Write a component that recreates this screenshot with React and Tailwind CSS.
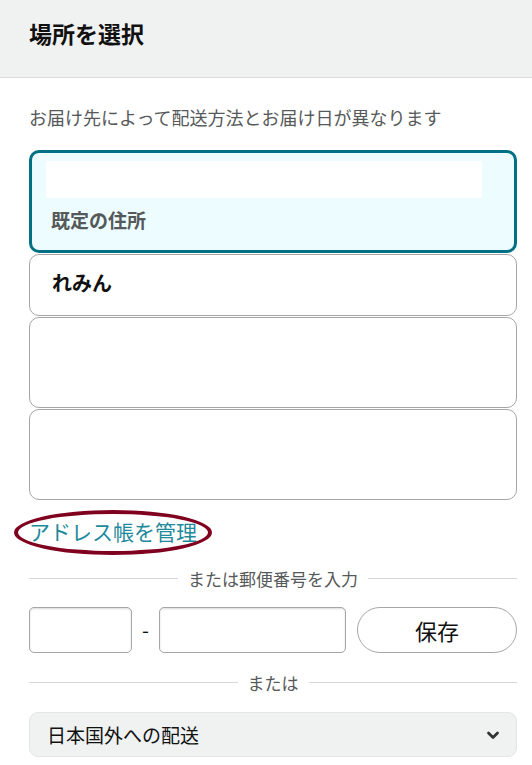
import React from 'react';

const font = { fontFamily: '"Noto Sans CJK JP", "Noto Sans", sans-serif' };

const Divider = ({ label }) => (
  <div className="flex items-center gap-[10px]">
    <div className="flex-1 h-px bg-[#d5d9d9]" />
    <span className="text-[17px] leading-none text-[#565959]">{label}</span>
    <div className="flex-1 h-px bg-[#d5d9d9]" />
  </div>
);

const App = () => {
  return (
    <div className="w-[532px] h-[765px] bg-white overflow-hidden" style={font}>
      <div className="h-[78px] bg-[#f0f2f2] border-b border-[#dcdcdc] flex items-center px-[29px]">
        <h1 className="text-[23px] font-bold text-[#111] leading-none mb-[10px]">場所を選択</h1>
      </div>

      <div className="pl-[29px] pr-[15px] pt-[30px]">
        <p className="text-[18px] leading-none text-[#565959]">
          お届け先によって配送方法とお届け日が異なります
        </p>

        <div className="mt-[24px] flex flex-col gap-[1px]">
          <div className="h-[103px] rounded-[10px] border-[3px] border-[#007185] bg-[#edfdff] px-[14px] pt-[8px]">
            <div className="h-[37px] bg-white mr-[18px]" />
            <div className="text-[19px] font-bold text-[#565959] leading-none mt-[12px] ml-[5px]">既定の住所</div>
          </div>
          <div className="h-[62px] rounded-[10px] border border-[#a6a6a6] px-[22px] flex items-start pt-[18px]">
            <span className="text-[20px] font-bold text-[#111] leading-none">れみん</span>
          </div>
          <div className="h-[91px] rounded-[10px] border border-[#a6a6a6]" />
          <div className="h-[91px] rounded-[10px] border border-[#a6a6a6]" />
        </div>

        <div className="relative mt-[21px] h-[24px]">
          <a href="#" className="text-[21px] leading-none text-[#1f8a9b] whitespace-nowrap">アドレス帳を管理</a>
          <div className="absolute left-[-15px] top-[-11px] w-[198px] h-[45px] rounded-[50%] border-[4px] border-[#800020]" />
        </div>

        <div className="mt-[25px]">
          <Divider label="または郵便番号を入力" />
        </div>

        <div className="mt-[20px] flex items-center h-[46px]">
          <input className="w-[103px] h-[46px] rounded-[5px] border border-[#a6a6a6] shadow-[inset_0_1px_2px_rgba(15,17,17,0.15)] outline-none" />
          <span className="w-[27px] text-center text-[20px] text-[#111] leading-none">-</span>
          <input className="w-[187px] h-[46px] rounded-[5px] border border-[#a6a6a6] shadow-[inset_0_1px_2px_rgba(15,17,17,0.15)] outline-none" />
          <button className="ml-[11px] flex-1 h-[46px] rounded-full border border-[#a6a6a6] bg-white text-[22px] text-[#111] leading-none">
            保存
          </button>
        </div>

        <div className="mt-[21px]">
          <Divider label="または" />
        </div>

        <div className="mt-[21px] h-[45px] rounded-[9px] border border-[#e3e6e6] bg-[#f0f2f2] flex items-center justify-between pl-[17px] pr-[15px]">
          <span className="text-[19px] text-[#111] leading-none">日本国外への配送</span>
          <svg width="16" height="16" viewBox="0 0 16 16" fill="none">
            <path d="M3.5 6l4.5 4.5 4.5-4.5" stroke="#333" strokeWidth="2.8" strokeLinecap="round" strokeLinejoin="round" />
          </svg>
        </div>
      </div>
    </div>
  );
};

export default App;
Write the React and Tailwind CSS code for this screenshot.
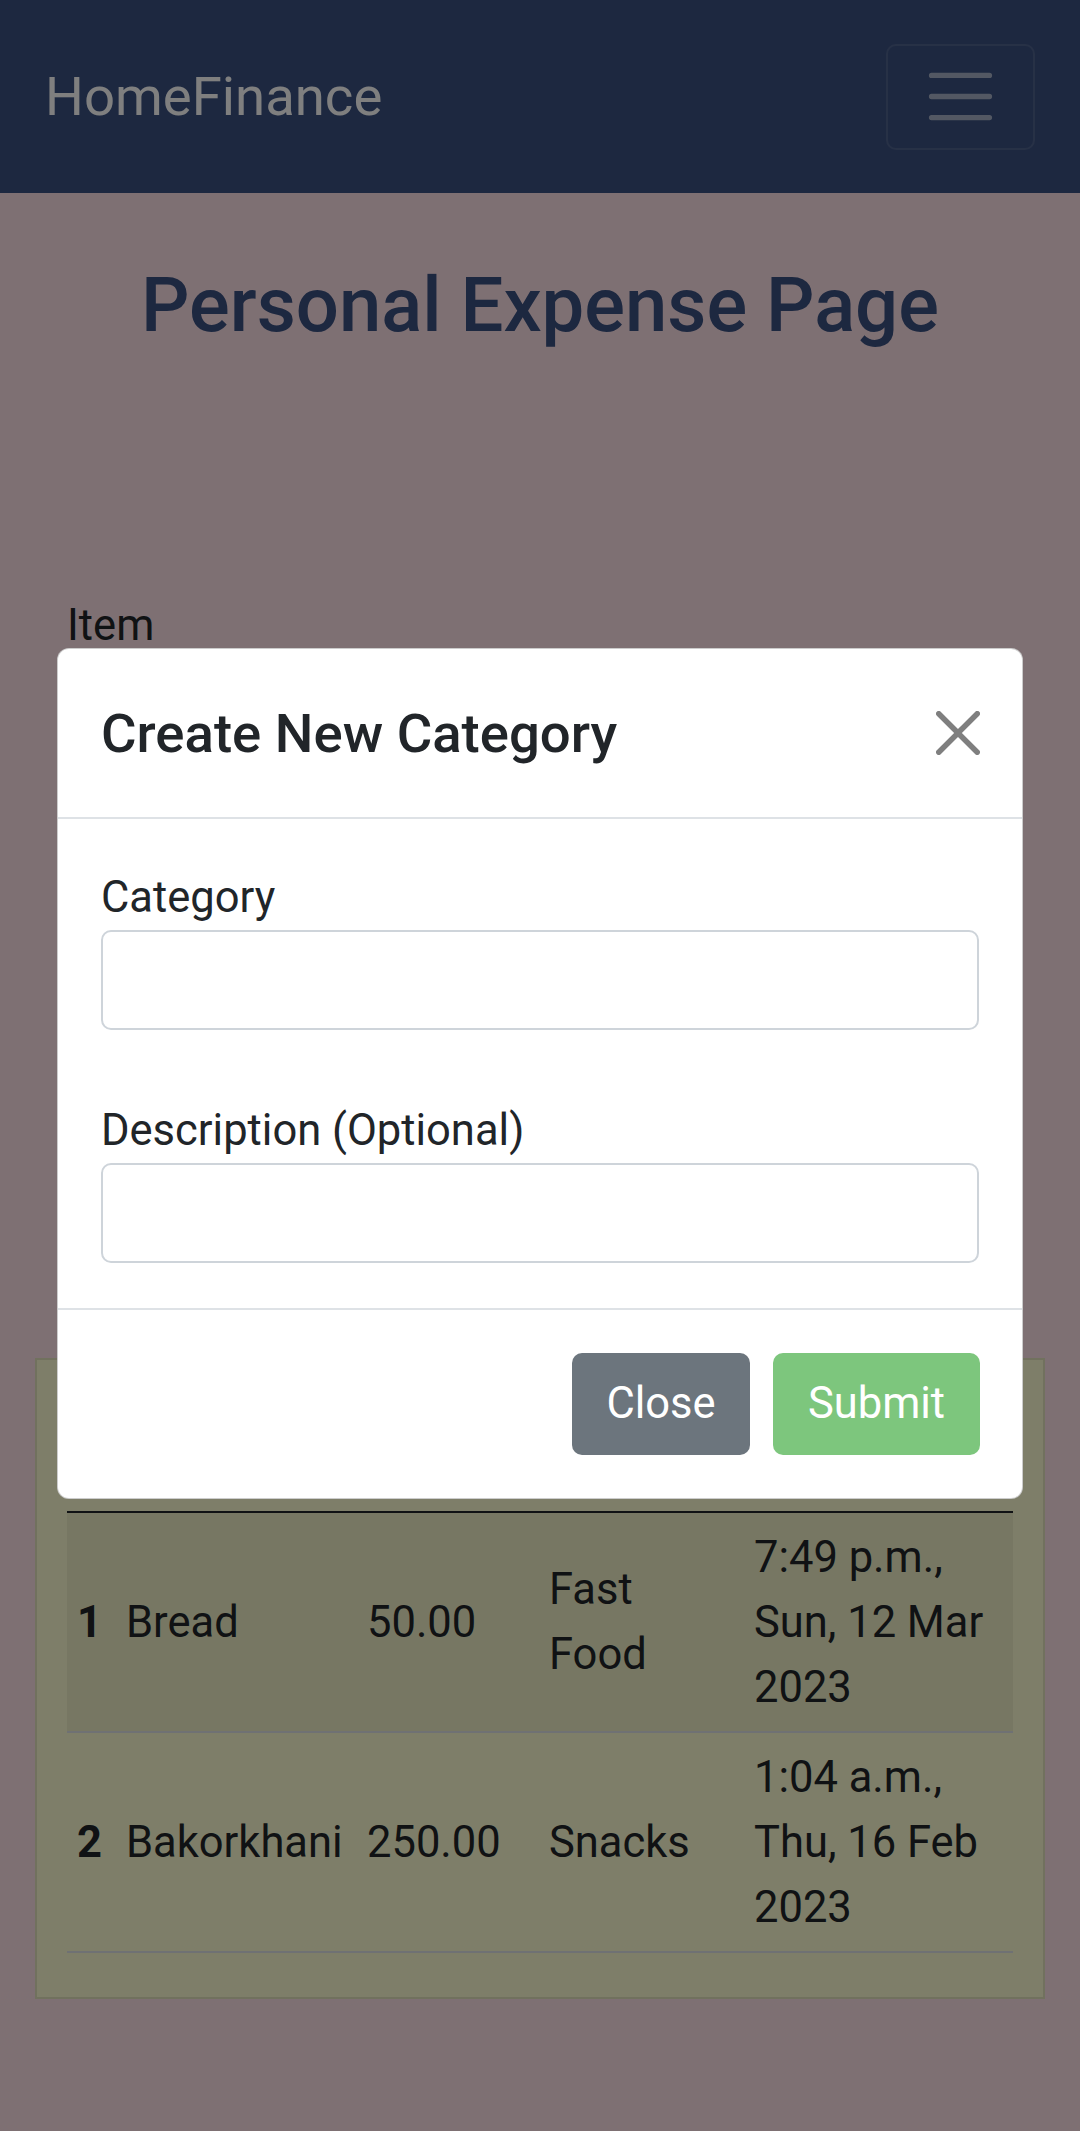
import React from 'react';

const rows = [
    { n: 1, item: 'Bread', amount: '50.00', category: ['Fast', 'Food'], date: ['7:49 p.m.,', 'Sun, 12 Mar', '2023'], striped: true },
    { n: 2, item: 'Bakorkhani', amount: '250.00', category: ['Snacks'], date: ['1:04 a.m.,', 'Thu, 16 Feb', '2023'], striped: false },
];

const Lines = ({ parts }) =>
    parts.map((p, i) => (
        <React.Fragment key={i}>
            {i > 0 && <br />}
            {p}
        </React.Fragment>
    ));

const App = () => {
    return (
        <div className="relative min-h-screen bg-[#fce0e6] font-[Roboto,sans-serif] text-[#212529]">
            {/* Navbar */}
            <nav className="h-[193px] bg-[#3a5080] flex items-center justify-between px-[45px]">
                <span className="text-[54.5px] leading-none text-white">HomeFinance</span>
                <button className="w-[149px] h-[106px] border-2 border-white/10 rounded-[10px] flex items-center justify-center">
                    <svg width="79" height="79" viewBox="0 0 30 30">
                        <path d="M4 7h22M4 15h22M4 23h22" stroke="rgba(255,255,255,.55)" strokeWidth="2" strokeLinecap="round" />
                    </svg>
                </button>
            </nav>

            <h1 className="mt-[66px] text-center text-[76px] leading-[92px] font-medium text-[#3a5080]">Personal Expense Page</h1>

            <div className="px-[35px]">
                {/* Form (behind the modal) */}
                <div className="mt-[242px] h-[765px] px-[32px] overflow-hidden text-[43.5px] leading-[65px]">
                    <label className="block">Item</label>
                    <input className="block w-full h-[100px] border-2 border-[#ced4da] rounded-[10px] bg-white" />
                    <label className="block mt-[42px]">Amount</label>
                    <input className="block w-full h-[100px] border-2 border-[#ced4da] rounded-[10px] bg-white" />
                    <label className="block mt-[42px]">Category</label>
                    <div className="w-full h-[100px] border-2 border-[#ced4da] rounded-[10px] bg-white" />
                </div>

                {/* Expense table card */}
                <div className="border-2 border-black/10 bg-[#fcfcd2] px-[30px] pt-[68px] pb-[44px]">
                    <table className="w-full table-fixed text-[43.5px] text-left">
                        <thead>
                            <tr className="border-b-2 border-[#212529]">
                                <th className="w-[49px] pl-[10px] py-[10px] leading-[63px]">#</th>
                                <th className="w-[241px] pl-[10px] py-[10px] leading-[63px]">Item</th>
                                <th className="w-[182px] pl-[10px] py-[10px] leading-[63px]">Amount</th>
                                <th className="w-[205px] pl-[10px] py-[10px] leading-[63px]">Category</th>
                                <th className="pl-[10px] py-[10px] leading-[63px]">Date</th>
                            </tr>
                        </thead>
                        <tbody>
                            {rows.map((r) => (
                                <tr key={r.n} className={`border-b-2 border-[#dee2e6] ${r.striped ? 'bg-black/5' : ''}`}>
                                    <th className="pl-[10px] py-[11.5px] leading-[65px] align-middle font-bold">{r.n}</th>
                                    <td className="pl-[10px] py-[11.5px] leading-[65px] align-middle">{r.item}</td>
                                    <td className="pl-[10px] py-[11.5px] leading-[65px] align-middle">{r.amount}</td>
                                    <td className="pl-[10px] py-[11.5px] leading-[65px] align-middle"><Lines parts={r.category} /></td>
                                    <td className="pl-[10px] py-[11.5px] leading-[65px] align-middle"><Lines parts={r.date} /></td>
                                </tr>
                            ))}
                        </tbody>
                    </table>
                </div>
            </div>

            {/* Modal backdrop + dialog */}
            <div className="absolute inset-0 bg-black/50">
                <div className="mx-[57px] mt-[648px] bg-white border border-black/20 rounded-[12px]">
                    {/* Header */}
                    <div className="flex items-center justify-between pl-[43px] pr-[42px] py-[43px] border-b-2 border-[#dee2e6]">
                        <h5 className="text-[54.5px] leading-[82px] font-medium">Create New Category</h5>
                        <svg width="44" height="44" viewBox="0 0 16 16" fill="#000" fillOpacity="0.5">
                            <path d="M.293.293a1 1 0 011.414 0L8 6.586 14.293.293a1 1 0 111.414 1.414L9.414 8l6.293 6.293a1 1 0 01-1.414 1.414L8 9.414l-6.293 6.293a1 1 0 01-1.414-1.414L6.586 8 .293 1.707a1 1 0 010-1.414z" />
                        </svg>
                    </div>

                    {/* Body */}
                    <div className="px-[43px] pt-[46px] pb-[45px] text-[43.5px] leading-[65px]">
                        <label className="block">Category</label>
                        <input className="block w-full h-[100px] border-2 border-[#ced4da] rounded-[10px] px-[31px] outline-none" />
                        <label className="block mt-[68px]">Description (Optional)</label>
                        <input className="block w-full h-[100px] border-2 border-[#ced4da] rounded-[10px] px-[31px] outline-none" />
                    </div>

                    {/* Footer */}
                    <div className="flex justify-end gap-[23px] px-[42px] pt-[43px] pb-[43px] border-t-2 border-[#dee2e6]">
                        <button className="w-[178px] h-[102px] rounded-[10px] bg-[#6c757d] text-white text-[43.5px]">Close</button>
                        <button className="w-[207px] h-[102px] rounded-[10px] bg-[#7dc67d] text-white text-[43.5px]">Submit</button>
                    </div>
                </div>
            </div>
        </div>
    );
};

export default App;
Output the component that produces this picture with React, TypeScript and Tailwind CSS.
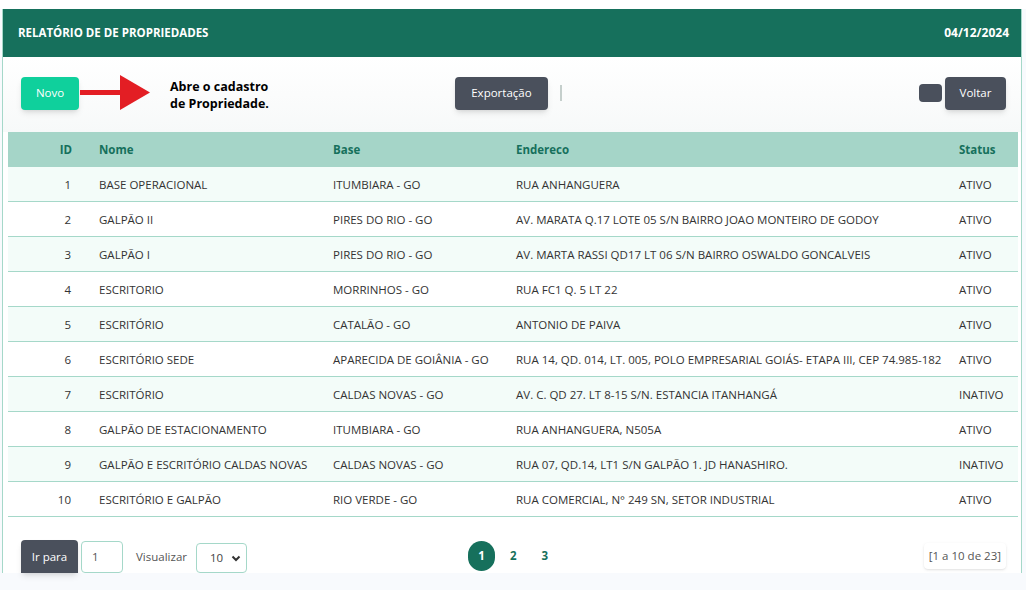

========================

- What is asked -
Repeat only the lines from the one holding "Write the React" to the one holding "text-center text-[76px] leading-[92px]", both ends included, and drop the images.

- Final result -
Write the React and Tailwind CSS code for this screenshot.
import React from 'react';

const rows = [
    { n: 1, item: 'Bread', amount: '50.00', category: ['Fast', 'Food'], date: ['7:49 p.m.,', 'Sun, 12 Mar', '2023'], striped: true },
    { n: 2, item: 'Bakorkhani', amount: '250.00', category: ['Snacks'], date: ['1:04 a.m.,', 'Thu, 16 Feb', '2023'], striped: false },
];

const Lines = ({ parts }) =>
    parts.map((p, i) => (
        <React.Fragment key={i}>
            {i > 0 && <br />}
            {p}
        </React.Fragment>
    ));

const App = () => {
    return (
        <div className="relative min-h-screen bg-[#fce0e6] font-[Roboto,sans-serif] text-[#212529]">
            {/* Navbar */}
            <nav className="h-[193px] bg-[#3a5080] flex items-center justify-between px-[45px]">
                <span className="text-[54.5px] leading-none text-white">HomeFinance</span>
                <button className="w-[149px] h-[106px] border-2 border-white/10 rounded-[10px] flex items-center justify-center">
                    <svg width="79" height="79" viewBox="0 0 30 30">
                        <path d="M4 7h22M4 15h22M4 23h22" stroke="rgba(255,255,255,.55)" strokeWidth="2" strokeLinecap="round" />
                    </svg>
                </button>
            </nav>

            <h1 className="mt-[66px] text-center text-[76px] leading-[92px] font-medium text-[#3a5080]">Personal Expense Page</h1>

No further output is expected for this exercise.